Eric H. Holder Jr.’s six-year tenure as the first African American attorney general was marked by accomplishments that made him a liberal icon, as well as controversy that turned him into one of the most divisive figures in the Obama administration.
Holder made strides in criminal-justice sentencing reform and launched initiatives to reduce massive overcrowding in federal prisons. He spoke out candidly about race relations and revitalized the Justice Department’s civil rights division, which has investigated more than 20 police departments for excessive force and discrimination.
A priority of Holder’s Justice Department was the pursuit of legal equality for gay men and lesbians. Four years ago, Holder overruled key government lawyers in deciding that his department would no longer back the 1996 Defense of Marriage Act, which defined marriage as a union between a man and a woman and denied federal benefits to same-sex married couples.
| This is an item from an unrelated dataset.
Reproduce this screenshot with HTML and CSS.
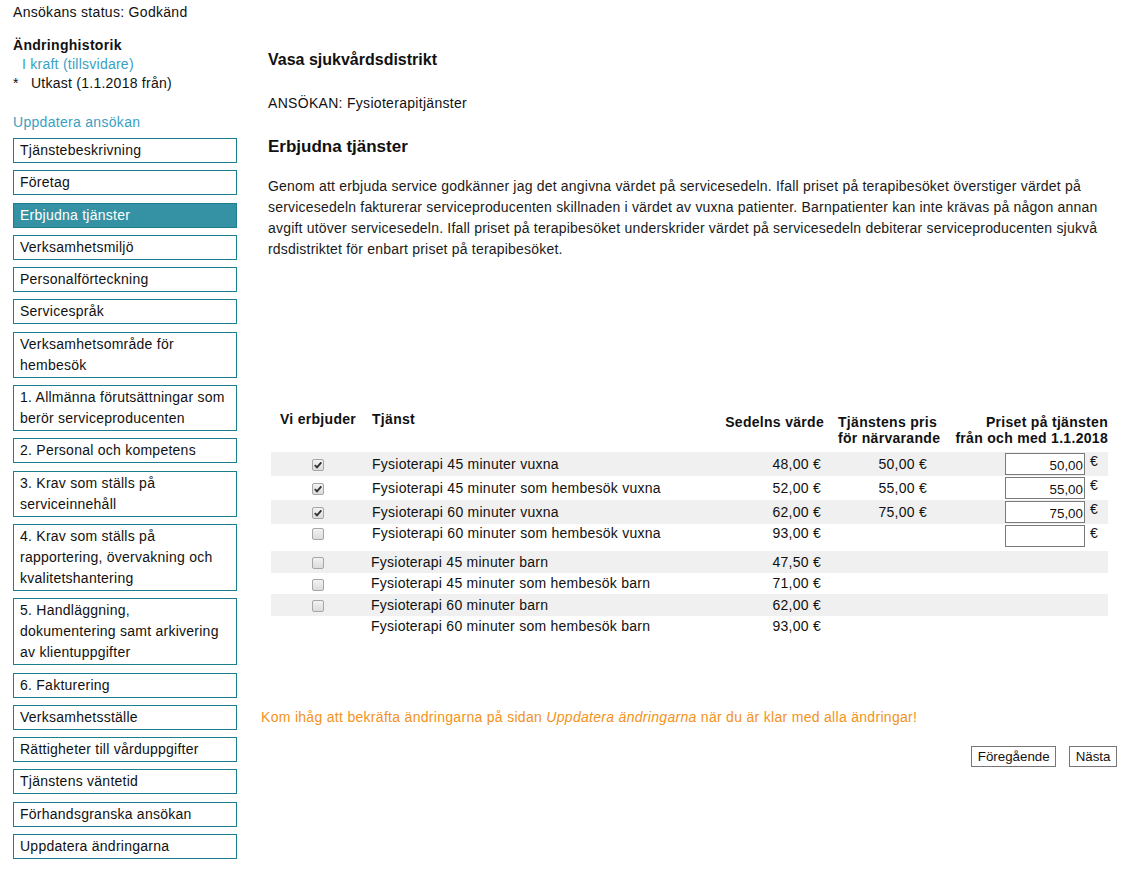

But Holder, the 82nd attorney general, was a lightning rod on Capitol Hill, where he tangled with conservative lawmakers over issues from voting rights to a botched gun operation run by the Bureau of Alcohol, Tobacco, Firearms and Explosives that allowed thousands of guns into Mexico and the hands of drug cartels. In June 2012, Holder became the first sitting attorney general held in contempt of Congress after his department withheld documents that Republican lawmakers demanded as part of their probe into the flawed gun operation.
Holder has said he plans to return to private law practice, possibly helping start an institute focusing on race relations. He may also write a book.
During a farewell speech Friday at the Justice Department, where Holder spent more than a quarter-century of his career, he highlighted the department’s accomplishments over the past six years, saying he took particular pride in his efforts to empower the powerless and protect civil rights.
“While many Americans look back at the department under Attorney General Robert Kennedy as a ‘golden age,’ ” he said, “I think 50 years from now, and maybe even sooner than that, people are going to look back at the work you all did and say that this was another golden age.”
Toward the end of his remarks, Holder removed the “Free Eric Holder” wristbands he had been wearing during the months of Senate stalemate that delayed the confirmation of his successor, U.S. Attorney Loretta E. Lynch.
Stepping aside from the podium, he tossed them to his audience, saying, “I think we can officially say now that Eric Holder is free.”